Recording those chronicles


We’ve been subscribers to National Geographic Magazine for 40 years now.  And while that’s a long time, it pales in comparison to many who have had generations of their family as subscribers.  The magazine generates loyalty and little wonder why.

It is the epitome of in-depth reporting and, of course, photographic excellence.   As a journalist, I was taught to understand and use the power of a good photograph to illustrate or highlight the words that I was sharing.  Early on in my writing career, I learned to “grab a camera” and see what developed (no pun intended).  And so I was not surprised to learn that NG’s recently retired editor-in-chief, president of the National Geographic Society, and chairman of the board Gilbert Grosvenor was first drawn to the magazine himself through photography.

He was studying pre-med at Yale University in the early 1950s when he went to the Netherlands on a summer program to rebuild dikes washed out by the great flood of 1953.  While there, he photographed and co-authored a story that was published in the magazine.

“Although I’m not sure I realized it at the time,” he said, “it changed my life.  I discovered the power of journalism.  And that’s what we are all about – recording those chronicles of planet Earth.”
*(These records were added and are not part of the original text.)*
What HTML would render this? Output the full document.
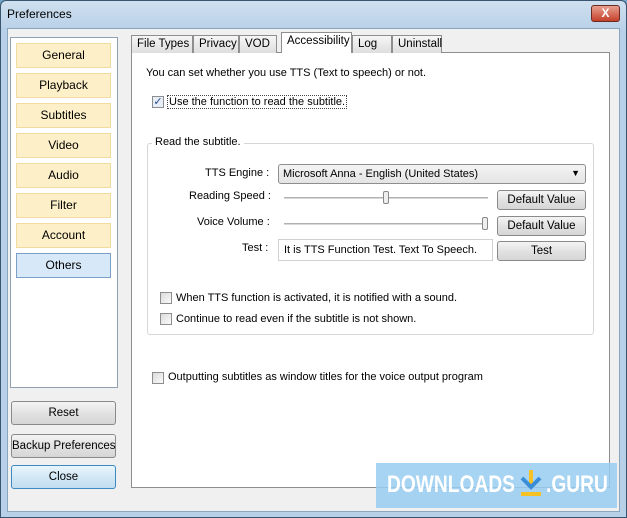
<!DOCTYPE html><html><head><style>
*{box-sizing:border-box;margin:0;padding:0}
body{width:627px;height:518px;background:#6fa3c8;font-family:"Liberation Sans",sans-serif;font-size:11px;color:#000;position:relative;overflow:hidden;white-space:nowrap}
.a{position:absolute}
.win{left:0;top:0;width:627px;height:518px;background:linear-gradient(#cfe0ef,#b9d1e8 28px);border:1px solid #39556f;border-radius:6px 6px 0 0}
.body{left:7px;top:28px;width:613px;height:484px;background:#f0f0f0;border:1px solid #8aa6bf}
.nav{left:10px;top:37px;width:108px;height:351px;background:#fff;border:1px solid #8fa0b3}
.nb{left:16px;width:95px;height:25px;background:#fdf0c8;border:1px solid #f1dca0;text-align:center;line-height:23px;font-size:12px}
.btn{background:linear-gradient(#f4f4f4,#e2e2e2 50%,#d6d6d6);border:1px solid #8a8a8a;border-radius:3px;text-align:center;font-size:11.5px}
.tab{top:35px;height:18px;background:linear-gradient(#f6f6f6,#dedede);border:1px solid #8e8e8e;border-bottom:none;padding:0 5px;line-height:16px;font-size:11.5px}
.cb{width:12px;height:12px;border:1px solid #8d8d8d;background:linear-gradient(135deg,#dcdcdc,#fafafa)}
</style></head><body>
<div class="a win"></div>
<div class="a" style="left:7px;top:7px;font-size:12px">Preferences</div>
<div class="a" style="left:591px;top:5px;width:29px;height:17px;background:linear-gradient(#e8a090,#c4402a);border:1px solid #6b2a22;border-radius:3px;color:#fff;font-weight:bold;text-align:center;line-height:15px;font-size:12px">X</div>
<div class="a body"></div>
<div class="a nav"></div>
<div class="a nb" style="top:43px">General</div>
<div class="a nb" style="top:73px">Playback</div>
<div class="a nb" style="top:103px">Subtitles</div>
<div class="a nb" style="top:133px">Video</div>
<div class="a nb" style="top:163px">Audio</div>
<div class="a nb" style="top:193px">Filter</div>
<div class="a nb" style="top:223px">Account</div>
<div class="a nb" style="top:253px;background:#d7e8f8;border-color:#7c9fc7">Others</div>
<div class="a btn" style="left:11px;top:401px;width:105px;height:24px;line-height:22px">Reset</div>
<div class="a btn" style="left:11px;top:434px;width:105px;height:24px;line-height:22px">Backup Preferences</div>
<div class="a btn" style="left:11px;top:465px;width:105px;height:24px;line-height:22px;border-color:#3c8ac0;background:linear-gradient(#eaf5fc,#d2e8f6 50%,#c2ddf0)">Close</div>
<div class="a" style="left:131px;top:52px;width:479px;height:436px;background:#fff;border:1px solid #8e8e8e"></div>
<div class="a tab" style="left:131px;width:62px">File Types</div>
<div class="a tab" style="left:193px;width:46px">Privacy</div>
<div class="a tab" style="left:239px;width:38px">VOD</div>
<div class="a tab" style="left:281px;top:32px;height:21px;background:#fff;width:71px;border-color:#8e8e8e">Accessibility</div>
<div class="a tab" style="left:352px;width:40px">Log</div>
<div class="a tab" style="left:392px;width:50px">Uninstall</div>
<div class="a" style="left:146px;top:67px">You can set whether you use TTS (Text to speech) or not.</div>
<div class="a cb" style="left:152px;top:96px;background:#e8eef8;color:#2a4a8a;font-size:11px;line-height:10px;text-align:center">✓</div>
<div class="a" style="left:167px;top:95px;border:1px dotted #444;padding:0 1px">Use the function to read the subtitle.</div>
<div class="a" style="left:147px;top:143px;width:447px;height:192px;border:1px solid #d6d6d6;border-radius:3px"></div>
<div class="a" style="left:152px;top:136px;background:#fff;padding:0 3px">Read the subtitle.</div>
<div class="a" style="left:205px;top:167px">TTS Engine :</div>
<div class="a" style="left:278px;top:164px;width:308px;height:20px;border:1px solid #8e8e8e;border-radius:3px;background:linear-gradient(#f4f4f4,#e4e4e4);padding:3px 4px">Microsoft Anna - English (United States)<span style="position:absolute;right:5px;top:3px;font-size:9px">▼</span></div>
<div class="a" style="left:189px;top:190px">Reading Speed :</div>
<div class="a" style="left:284px;top:197px;width:204px;height:2px;background:#d8d8d8;border-top:1px solid #b0b0b0"></div>
<div class="a" style="left:383px;top:191px;width:6px;height:13px;border:1px solid #888;border-radius:2px;background:#eee"></div>
<div class="a btn" style="left:497px;top:190px;width:89px;height:20px;line-height:18px">Default Value</div>
<div class="a" style="left:197px;top:216px">Voice Volume :</div>
<div class="a" style="left:284px;top:223px;width:204px;height:2px;background:#d8d8d8;border-top:1px solid #b0b0b0"></div>
<div class="a" style="left:482px;top:217px;width:6px;height:13px;border:1px solid #888;border-radius:2px;background:#eee"></div>
<div class="a btn" style="left:497px;top:216px;width:89px;height:20px;line-height:18px">Default Value</div>
<div class="a" style="left:242px;top:242px">Test :</div>
<div class="a" style="left:278px;top:239px;width:215px;height:22px;border:1px solid #d0d0d0;padding:4px 5px">It is TTS Function Test. Text To Speech.</div>
<div class="a btn" style="left:497px;top:241px;width:89px;height:20px;line-height:18px">Test</div>
<div class="a cb" style="left:160px;top:292px"></div>
<div class="a" style="left:176px;top:292px">When TTS function is activated, it is notified with a sound.</div>
<div class="a cb" style="left:160px;top:313px"></div>
<div class="a" style="left:176px;top:313px">Continue to read even if the subtitle is not shown.</div>
<div class="a cb" style="left:152px;top:372px"></div>
<div class="a" style="left:168px;top:371px">Outputting subtitles as window titles for the voice output program</div>
<div class="a" style="left:376px;top:463px;width:241px;height:45px;background:rgba(150,205,240,.85)"></div>
<div class="a" style="left:387px;top:471px;color:#fff;font-size:24px;font-weight:bold;transform:scaleX(.8);transform-origin:left">DOWNLOADS</div>
<div class="a" style="left:546px;top:471px;color:#fff;font-size:24px;font-weight:bold;transform:scaleX(.8);transform-origin:left">.GURU</div>
<svg class="a" style="left:519px;top:468px" width="24" height="30"><path d="M12 2v14" stroke="#f6c223" stroke-width="4"/><path d="M3 10l9 9 9-9" stroke="#3a8ed8" stroke-width="4" fill="none"/><rect x="2" y="24" width="20" height="4" fill="#f6c223"/></svg>
</body></html>
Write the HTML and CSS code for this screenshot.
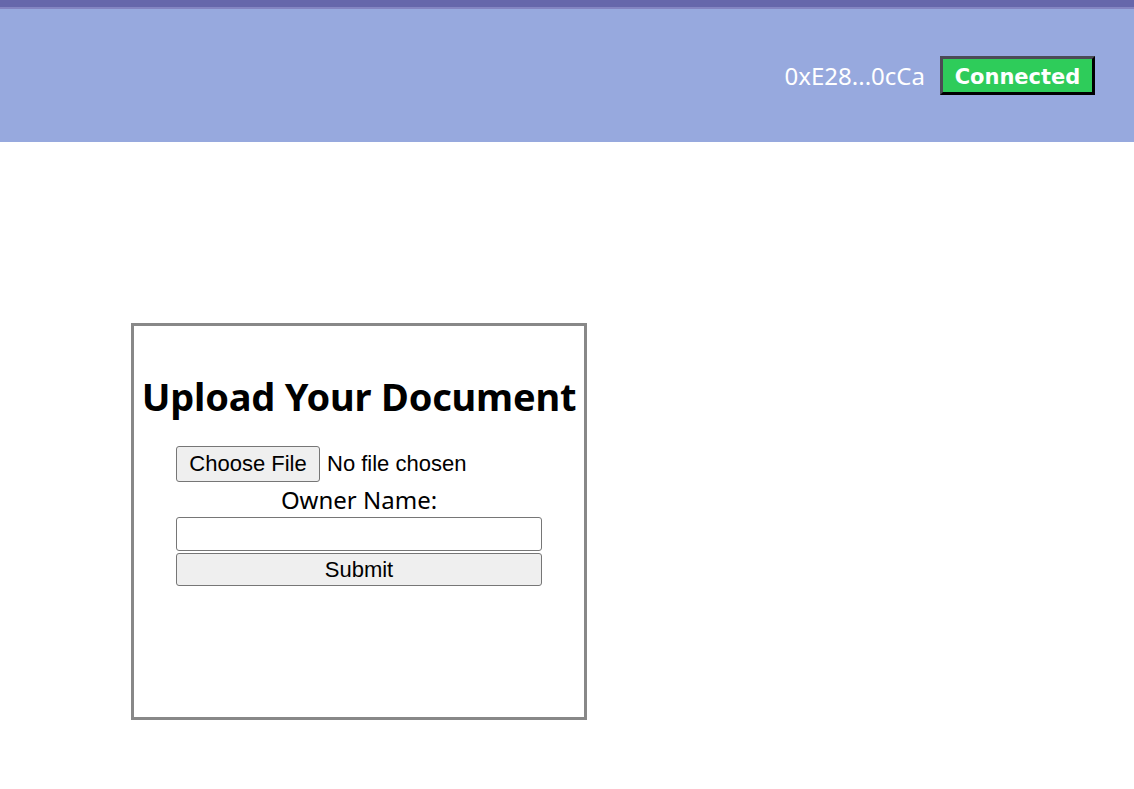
FILE: index.html
```html
<!DOCTYPE html>
<html>
<head>
<meta charset="utf-8">
<title>Upload</title>
<link rel="stylesheet" href="styles.css">
</head>
<body>
<header class="topbar">
  <div class="topbar-inner">
    <span class="address">0xE28...0cCa</span>
    <button class="connected">Connected</button>
  </div>
</header>
<main class="main">
  <section class="card">
    <h1 class="title">Upload Your Document</h1>
    <form class="form">
      <div class="file-row">
        <button type="button" class="file-btn">Choose File</button>
        <span class="file-text">No file chosen</span>
      </div>
      <label class="label" for="owner">Owner Name:</label>
      <input class="text-input" id="owner" type="text">
      <button type="button" class="submit">Submit</button>
    </form>
  </section>
</main>
</body>
</html>
```
FILE: styles.css
```css
html, body {
  margin: 0;
  padding: 0;
  background: #ffffff;
}
body {
  font-family: "Open Sans", "Noto Sans", sans-serif;
}
.topbar {
  background: #97a9de;
  border-top: 7px solid #6667ab;
  height: 142px;
  box-sizing: border-box;
}
.topbar-inner {
  border-top: 2px solid #8485c2;
  height: 135px;
  box-sizing: border-box;
  display: flex;
  align-items: center;
  justify-content: flex-end;
  padding-right: 39px;
  gap: 15px;
}
.address {
  color: #ffffff;
  font-size: 24px;
  font-family: "Noto Sans", sans-serif;
  letter-spacing: 0;
}
.connected {
  height: 39px;
  width: 155px;
  box-sizing: border-box;
  background: #2ecc5a;
  color: #ffffff;
  font-family: "DejaVu Sans", sans-serif;
  font-weight: 700;
  font-size: 21px;
  letter-spacing: 0;
  border-style: solid;
  border-width: 3px;
  border-color: #4b4b55 #000000 #000000 #4b4b55;
  padding: 2px 0 0 0;
}
.main {
  padding: 181px 0 0 131px;
}
.card {
  width: 456px;
  height: 397px;
  box-sizing: border-box;
  border: 3px solid #888888;
  padding-top: 42px;
  display: flex;
  flex-direction: column;
  align-items: center;
}
.title {
  margin: 0 0 22px 0;
  font-family: "Noto Sans", sans-serif;
  font-weight: 700;
  font-size: 38px;
  letter-spacing: -0.2px;
  line-height: 56px;
  color: #000000;
  white-space: nowrap;
}
.form {
  width: 366px;
  display: flex;
  flex-direction: column;
}
.file-row {
  display: flex;
  align-items: center;
  height: 36px;
  gap: 7px;
}
.file-btn {
  width: 144px;
  height: 36px;
  box-sizing: border-box;
  background: #efefef;
  border: 1px solid #767676;
  border-radius: 3px;
  font-family: "Liberation Sans", Arial, sans-serif;
  font-size: 22px;
  color: #000;
  padding: 0;
}
.file-text {
  font-family: "Liberation Sans", Arial, sans-serif;
  font-size: 22px;
  color: #000;
}
.label {
  display: block;
  text-align: center;
  font-family: "Noto Sans", sans-serif;
  font-size: 24px;
  line-height: 35px;
  height: 35px;
  color: #000;
}
.text-input {
  width: 366px;
  height: 34px;
  box-sizing: border-box;
  border: 1px solid #767676;
  border-radius: 3px;
  margin: 0;
  padding: 0 4px;
  font-size: 20px;
}
.submit {
  margin-top: 2px;
  width: 366px;
  height: 33px;
  box-sizing: border-box;
  background: #efefef;
  border: 1px solid #767676;
  border-radius: 3px;
  font-family: "Liberation Sans", Arial, sans-serif;
  font-size: 22px;
  color: #000;
  padding: 0;
}
```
It was both a Writer’s Moment and a Photographer’s Moment for a young man who returned to college, earned his degree, and then joined the National Geographic staff in 1954.  In 2004, after 50 years on the magazine, he was honored by President George W. Bush with the Presidential Medal of Freedom for his “recording of those moments for us all.”  And that, of course, is what good writers – and photographers – do.